Thursday 22 January 2015

Freedom of Speech? Boston Mayor Bans Bad Mouthing of Olympics, as Facebook Will Filter Out “Fake News”

SOURCE: LIBERTY BLITZKRIEG

In case you need a refresher, here’s the text of the First Amendment to the U.S. Constitution:

Congress shall make no law respecting an establishment of religion, or prohibiting the free exercise thereof; or abridging the freedom of speech, or of the press; or the right of the people peaceably to assemble, and to petition the Government for a redress of grievances.
Apparently, this doesn’t apply to the Mayor of Boston when it comes to silencing the speech of public employees who may not like that the Olympics may be coming to town.
If you’re a Boston city employee, there’s now an official decree: don’t badmouth the Olympics.
Documents obtained by the Globe through a public records request to City Hall show Mayor Martin J. Walsh has signed a formal agreement with the United States Olympic Committee that bans city employees from criticizing Boston’s bid for the 2024 Summer Games.
The “joinder agreement” forbids the city of Boston and its employees from making any written or oral statements that “reflect unfavorably upon, denigrate or disparage, or are detrimental to the reputation” of the International Olympic Committee, the USOC, or the Olympic Games.
So supporting the Olympics is now a matter of national security. How cute.
Unfortunately, this is only one example of local authoritarians acting to curtail the free speech of the plebs. The Daily Beast reported on a very disturbing law that easily passed in Pennsylvania.
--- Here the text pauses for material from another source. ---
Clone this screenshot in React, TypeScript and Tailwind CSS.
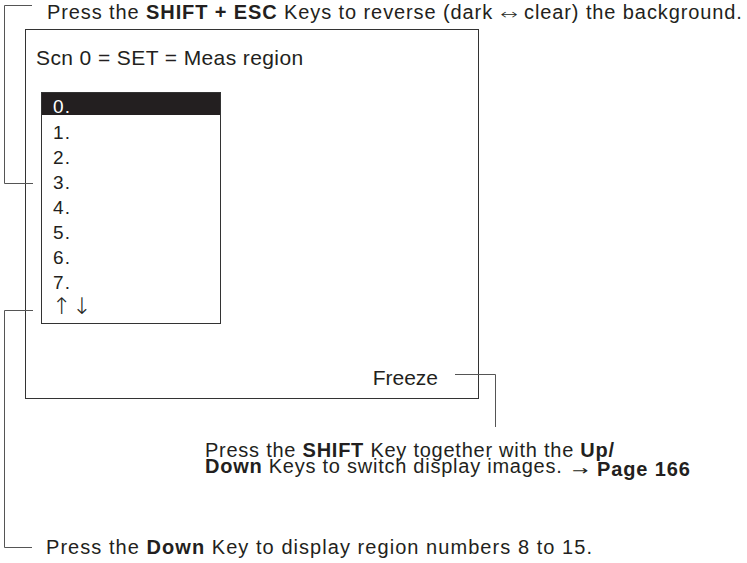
import React from "react";

const arrowFont = { fontFamily: '"DejaVu Sans", sans-serif' };

export default function App() {
  return (
    <div
      className="relative w-[747px] h-[563px] overflow-hidden bg-white text-[#231f20]"
      style={{ fontFamily: '"Liberation Sans", Arial, sans-serif' }}
    >
      <div className="h-[24px] pl-[47px] text-[20px] leading-[24px] tracking-[0.9px] whitespace-nowrap">
        Press the <b>SHIFT + ESC</b> Keys to reverse (dark{" "}
        <span className="inline-block w-[18px] text-center text-[14px] font-light scale-x-150 tracking-normal" style={arrowFont}>
          ↔
        </span>{" "}
        clear) the background.
      </div>

      <div className="mt-[5px] ml-[25px] w-[454px] h-[370px] border border-[#333] flex flex-col">
        <div className="mt-[16px] pl-[10px] text-[21px] leading-[24px] tracking-[0.4px]">
          Scn 0 = SET = Meas region
        </div>
        <div className="mt-[22px] ml-[15px] w-[180px] h-[232px] border border-[#333] text-[19px] leading-[25px] tracking-[1.1px] flex flex-col">
          <div className="bg-[#231f20] text-white pl-[11px] h-[22px] leading-[27px] shrink-0">0.</div>
          <div className="mt-[5px] flex flex-col">
            {["1.", "2.", "3.", "4.", "5.", "6.", "7."].map((t) => (
              <div key={t} className="pl-[11px] h-[25px]">
                {t}
              </div>
            ))}
          </div>
          <div className="pl-[10px] h-[28px] leading-[22px] text-[23px] font-light tracking-[1px]" style={arrowFont}>
            ↑↓
          </div>
        </div>
        <div className="mt-auto pb-[8px] pr-[40px] self-end text-[21px] leading-[24px]">
          Freeze
        </div>
      </div>

      <div className="mt-[43px] pl-[205px] text-[20px] leading-[16px] tracking-[0.75px] whitespace-nowrap">
        <div className="h-[16px]">
          Press the <b>SHIFT</b> Key together with the <b>Up/</b>
        </div>
        <div className="h-[16px]">
          <b>Down</b> Keys to switch display images.{" "}
          <span className="relative top-[2px] inline-block w-[22px] text-center text-[13px] scale-x-150 tracking-normal" style={arrowFont}>
            →
          </span>{" "}
          <b className="relative top-[3px] tracking-[0.85px]">Page 166</b>
        </div>
      </div>

      <div className="mt-[61px] h-[24px] pl-[46px] text-[20px] leading-[24px] tracking-[1.05px] whitespace-nowrap">
        Press the <b>Down</b> Key to display region numbers 8 to 15.
      </div>

      <svg
        className="absolute inset-0 pointer-events-none"
        width="747"
        height="563"
        viewBox="0 0 747 563"
        fill="none"
        stroke="#555"
        strokeWidth="1"
      >
        <polyline points="32,5.5 4.5,5.5 4.5,183.5 33,183.5" />
        <polyline points="33,310.5 4.5,310.5 4.5,547.5 32,547.5" />
        <polyline points="455,374.5 495.5,374.5 495.5,427" />
      </svg>
    </div>
  );
}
Here are some excerpts:
Last Thursday – against the somber backdrop of an unfolding global dialogue on the sanctity of free expression – I joined a small group of fellow journalists, academics, prison reform advocates and ex-offenders in a lawsuit challenging an assault on the First Amendment taking place in my home state of Pennsylvania.
Dubbed the “Revictimization Relief Act” by its sponsors – but more appropriately referred to as the “Silencing Act” by the attorneys who crafted our complaint – the law provides for the suppression of public speech by Pennsylvanians who have been convicted of a personal injury crime if that speech is deemed to cause victims or their families “a temporary or permanent state of mental anguish.”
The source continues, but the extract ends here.